**Stated exercise**
Check each line of the listing below for the string "this", and give only how many lines hold it.

**Data extract**
>> BEGIN
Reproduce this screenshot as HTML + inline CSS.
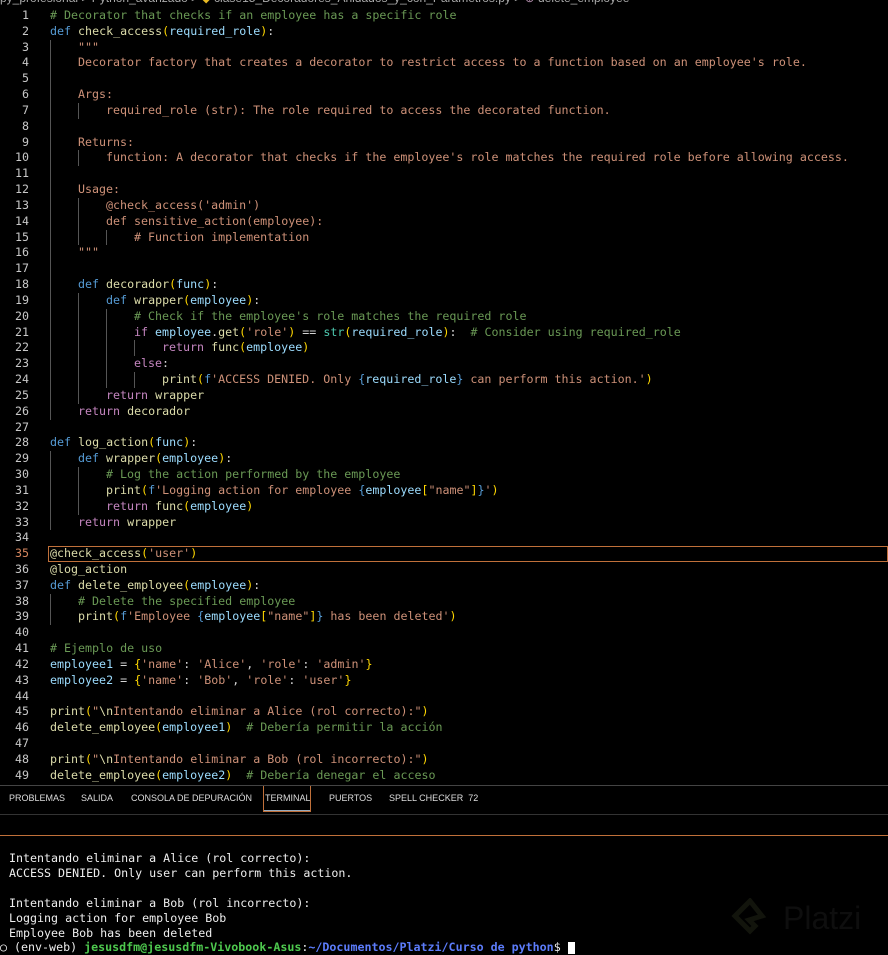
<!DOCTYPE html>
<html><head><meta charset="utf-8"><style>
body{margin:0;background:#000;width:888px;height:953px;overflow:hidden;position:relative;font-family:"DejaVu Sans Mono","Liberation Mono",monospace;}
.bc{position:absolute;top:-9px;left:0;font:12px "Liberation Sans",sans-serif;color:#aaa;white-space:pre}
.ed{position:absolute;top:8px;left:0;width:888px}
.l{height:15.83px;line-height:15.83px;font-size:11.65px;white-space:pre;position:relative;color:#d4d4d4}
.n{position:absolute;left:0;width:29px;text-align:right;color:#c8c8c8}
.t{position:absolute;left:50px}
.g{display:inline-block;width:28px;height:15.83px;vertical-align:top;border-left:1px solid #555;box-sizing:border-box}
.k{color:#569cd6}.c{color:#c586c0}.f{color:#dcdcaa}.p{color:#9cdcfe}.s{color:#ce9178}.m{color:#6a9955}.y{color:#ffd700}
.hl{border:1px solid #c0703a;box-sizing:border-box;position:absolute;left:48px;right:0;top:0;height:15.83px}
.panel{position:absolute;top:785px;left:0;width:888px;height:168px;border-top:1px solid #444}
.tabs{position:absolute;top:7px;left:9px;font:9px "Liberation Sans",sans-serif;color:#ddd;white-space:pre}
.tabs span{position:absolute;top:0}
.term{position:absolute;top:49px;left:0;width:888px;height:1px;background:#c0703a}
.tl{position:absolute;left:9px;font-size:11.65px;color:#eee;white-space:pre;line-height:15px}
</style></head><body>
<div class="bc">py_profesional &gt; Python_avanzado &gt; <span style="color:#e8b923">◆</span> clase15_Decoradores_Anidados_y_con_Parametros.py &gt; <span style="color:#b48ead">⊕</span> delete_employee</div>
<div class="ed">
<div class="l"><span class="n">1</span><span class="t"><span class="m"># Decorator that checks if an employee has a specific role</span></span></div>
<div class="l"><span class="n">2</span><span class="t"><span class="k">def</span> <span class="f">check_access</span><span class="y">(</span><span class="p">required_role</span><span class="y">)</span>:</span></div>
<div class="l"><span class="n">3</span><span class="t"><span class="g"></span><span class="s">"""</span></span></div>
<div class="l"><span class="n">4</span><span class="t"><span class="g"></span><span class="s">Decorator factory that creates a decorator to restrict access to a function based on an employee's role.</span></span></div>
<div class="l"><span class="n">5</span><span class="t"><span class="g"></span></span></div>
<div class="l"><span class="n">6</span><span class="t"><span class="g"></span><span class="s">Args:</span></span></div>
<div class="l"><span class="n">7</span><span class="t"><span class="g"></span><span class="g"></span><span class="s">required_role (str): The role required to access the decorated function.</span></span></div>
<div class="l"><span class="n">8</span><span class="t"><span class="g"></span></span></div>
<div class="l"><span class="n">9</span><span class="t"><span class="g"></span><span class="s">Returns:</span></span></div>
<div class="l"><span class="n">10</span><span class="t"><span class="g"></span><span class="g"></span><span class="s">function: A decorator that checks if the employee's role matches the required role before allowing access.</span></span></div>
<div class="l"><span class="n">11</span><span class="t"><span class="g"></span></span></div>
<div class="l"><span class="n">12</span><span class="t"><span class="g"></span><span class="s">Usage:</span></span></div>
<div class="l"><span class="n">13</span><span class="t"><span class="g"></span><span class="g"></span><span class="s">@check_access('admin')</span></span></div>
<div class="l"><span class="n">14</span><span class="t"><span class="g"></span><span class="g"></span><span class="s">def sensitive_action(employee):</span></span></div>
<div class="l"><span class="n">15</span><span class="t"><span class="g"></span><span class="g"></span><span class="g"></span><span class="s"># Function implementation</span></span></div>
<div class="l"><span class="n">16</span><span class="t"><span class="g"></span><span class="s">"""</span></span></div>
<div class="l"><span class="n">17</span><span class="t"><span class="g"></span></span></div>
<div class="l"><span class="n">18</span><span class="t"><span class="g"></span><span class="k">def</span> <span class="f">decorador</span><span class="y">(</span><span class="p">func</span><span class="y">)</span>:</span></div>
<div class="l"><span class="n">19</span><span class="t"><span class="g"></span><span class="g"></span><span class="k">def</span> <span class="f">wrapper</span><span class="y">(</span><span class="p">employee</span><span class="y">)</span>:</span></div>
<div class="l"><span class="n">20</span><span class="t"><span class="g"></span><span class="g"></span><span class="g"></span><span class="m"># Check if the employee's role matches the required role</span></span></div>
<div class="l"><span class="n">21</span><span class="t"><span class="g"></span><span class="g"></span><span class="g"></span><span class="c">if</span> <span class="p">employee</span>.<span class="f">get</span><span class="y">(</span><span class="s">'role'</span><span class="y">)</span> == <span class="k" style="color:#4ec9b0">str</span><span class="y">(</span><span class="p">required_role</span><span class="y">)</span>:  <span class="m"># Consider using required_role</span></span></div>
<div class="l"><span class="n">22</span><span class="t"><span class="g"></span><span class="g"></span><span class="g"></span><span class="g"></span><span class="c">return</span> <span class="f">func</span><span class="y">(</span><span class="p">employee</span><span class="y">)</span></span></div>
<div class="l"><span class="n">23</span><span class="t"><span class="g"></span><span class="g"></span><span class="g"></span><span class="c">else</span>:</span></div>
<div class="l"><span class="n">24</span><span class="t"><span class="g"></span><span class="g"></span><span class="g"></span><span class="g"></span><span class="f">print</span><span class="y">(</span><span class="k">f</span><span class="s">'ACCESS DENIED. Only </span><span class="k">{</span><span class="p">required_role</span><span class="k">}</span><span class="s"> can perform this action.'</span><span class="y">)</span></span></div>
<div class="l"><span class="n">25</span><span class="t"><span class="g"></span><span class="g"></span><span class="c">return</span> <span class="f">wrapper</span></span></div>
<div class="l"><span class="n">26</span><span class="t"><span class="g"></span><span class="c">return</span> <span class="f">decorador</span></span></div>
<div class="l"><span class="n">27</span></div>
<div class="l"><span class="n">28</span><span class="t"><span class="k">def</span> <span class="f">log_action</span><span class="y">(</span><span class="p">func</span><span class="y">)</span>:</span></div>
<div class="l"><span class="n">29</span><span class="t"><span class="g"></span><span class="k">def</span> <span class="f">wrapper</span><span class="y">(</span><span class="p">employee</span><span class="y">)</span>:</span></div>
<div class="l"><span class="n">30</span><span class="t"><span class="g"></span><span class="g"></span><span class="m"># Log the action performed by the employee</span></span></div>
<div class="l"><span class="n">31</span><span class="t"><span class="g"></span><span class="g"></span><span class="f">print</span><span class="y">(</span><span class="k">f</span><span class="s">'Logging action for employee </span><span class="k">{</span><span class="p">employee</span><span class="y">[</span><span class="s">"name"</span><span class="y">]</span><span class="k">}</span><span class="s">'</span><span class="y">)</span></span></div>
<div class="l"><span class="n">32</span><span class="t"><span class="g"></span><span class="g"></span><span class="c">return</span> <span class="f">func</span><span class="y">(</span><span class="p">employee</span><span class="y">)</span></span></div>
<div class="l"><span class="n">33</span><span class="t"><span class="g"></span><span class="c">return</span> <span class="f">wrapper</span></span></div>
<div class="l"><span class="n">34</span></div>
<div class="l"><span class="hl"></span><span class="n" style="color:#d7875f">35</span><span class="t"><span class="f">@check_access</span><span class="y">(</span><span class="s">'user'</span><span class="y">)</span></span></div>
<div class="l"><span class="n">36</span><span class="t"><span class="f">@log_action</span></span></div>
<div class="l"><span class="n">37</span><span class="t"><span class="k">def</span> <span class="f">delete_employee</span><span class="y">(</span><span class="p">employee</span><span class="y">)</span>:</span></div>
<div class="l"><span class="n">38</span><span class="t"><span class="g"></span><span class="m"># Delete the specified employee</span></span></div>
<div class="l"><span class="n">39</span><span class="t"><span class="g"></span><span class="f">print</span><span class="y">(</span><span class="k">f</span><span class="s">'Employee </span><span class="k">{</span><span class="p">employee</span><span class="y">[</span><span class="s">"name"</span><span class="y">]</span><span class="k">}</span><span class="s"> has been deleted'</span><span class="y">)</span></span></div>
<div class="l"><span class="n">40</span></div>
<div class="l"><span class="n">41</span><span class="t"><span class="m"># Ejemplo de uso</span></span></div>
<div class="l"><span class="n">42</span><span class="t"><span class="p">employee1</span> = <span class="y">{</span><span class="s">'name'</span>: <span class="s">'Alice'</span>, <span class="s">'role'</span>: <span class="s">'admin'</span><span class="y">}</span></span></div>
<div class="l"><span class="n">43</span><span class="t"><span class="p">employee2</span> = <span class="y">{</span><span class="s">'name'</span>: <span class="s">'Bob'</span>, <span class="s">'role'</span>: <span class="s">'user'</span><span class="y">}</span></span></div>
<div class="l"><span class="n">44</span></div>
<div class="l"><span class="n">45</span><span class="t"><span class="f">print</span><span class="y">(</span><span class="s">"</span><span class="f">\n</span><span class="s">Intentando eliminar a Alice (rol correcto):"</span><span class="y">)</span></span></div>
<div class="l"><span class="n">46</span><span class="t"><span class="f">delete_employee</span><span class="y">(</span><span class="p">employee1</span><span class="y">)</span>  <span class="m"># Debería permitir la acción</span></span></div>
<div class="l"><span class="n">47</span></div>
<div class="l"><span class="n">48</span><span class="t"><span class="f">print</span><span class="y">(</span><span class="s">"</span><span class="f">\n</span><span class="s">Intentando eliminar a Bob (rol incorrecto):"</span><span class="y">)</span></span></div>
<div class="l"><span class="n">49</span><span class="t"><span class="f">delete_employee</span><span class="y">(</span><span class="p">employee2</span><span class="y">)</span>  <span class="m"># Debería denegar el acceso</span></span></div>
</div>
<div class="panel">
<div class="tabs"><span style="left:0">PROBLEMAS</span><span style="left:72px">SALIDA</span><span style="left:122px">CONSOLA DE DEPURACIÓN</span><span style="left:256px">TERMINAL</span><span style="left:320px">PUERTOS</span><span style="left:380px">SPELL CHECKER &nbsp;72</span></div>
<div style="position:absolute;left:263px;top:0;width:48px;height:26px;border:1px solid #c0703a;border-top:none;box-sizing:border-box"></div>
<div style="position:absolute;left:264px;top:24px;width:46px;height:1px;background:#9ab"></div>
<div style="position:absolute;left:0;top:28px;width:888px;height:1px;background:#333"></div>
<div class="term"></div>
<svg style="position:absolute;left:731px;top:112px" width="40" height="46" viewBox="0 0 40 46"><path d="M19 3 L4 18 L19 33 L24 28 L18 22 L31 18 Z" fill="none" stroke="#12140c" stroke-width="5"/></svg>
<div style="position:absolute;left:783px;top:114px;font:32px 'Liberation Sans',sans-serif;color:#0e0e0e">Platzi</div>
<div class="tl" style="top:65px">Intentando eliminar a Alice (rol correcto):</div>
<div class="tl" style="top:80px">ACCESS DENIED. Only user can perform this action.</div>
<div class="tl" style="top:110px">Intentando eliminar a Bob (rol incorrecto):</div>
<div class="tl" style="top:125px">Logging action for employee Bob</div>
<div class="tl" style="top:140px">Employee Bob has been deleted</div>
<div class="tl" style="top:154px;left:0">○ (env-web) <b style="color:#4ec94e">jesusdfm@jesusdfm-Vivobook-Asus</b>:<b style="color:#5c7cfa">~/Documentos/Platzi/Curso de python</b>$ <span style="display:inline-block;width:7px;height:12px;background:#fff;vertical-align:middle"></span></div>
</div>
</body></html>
>> END
**Solved problem**
3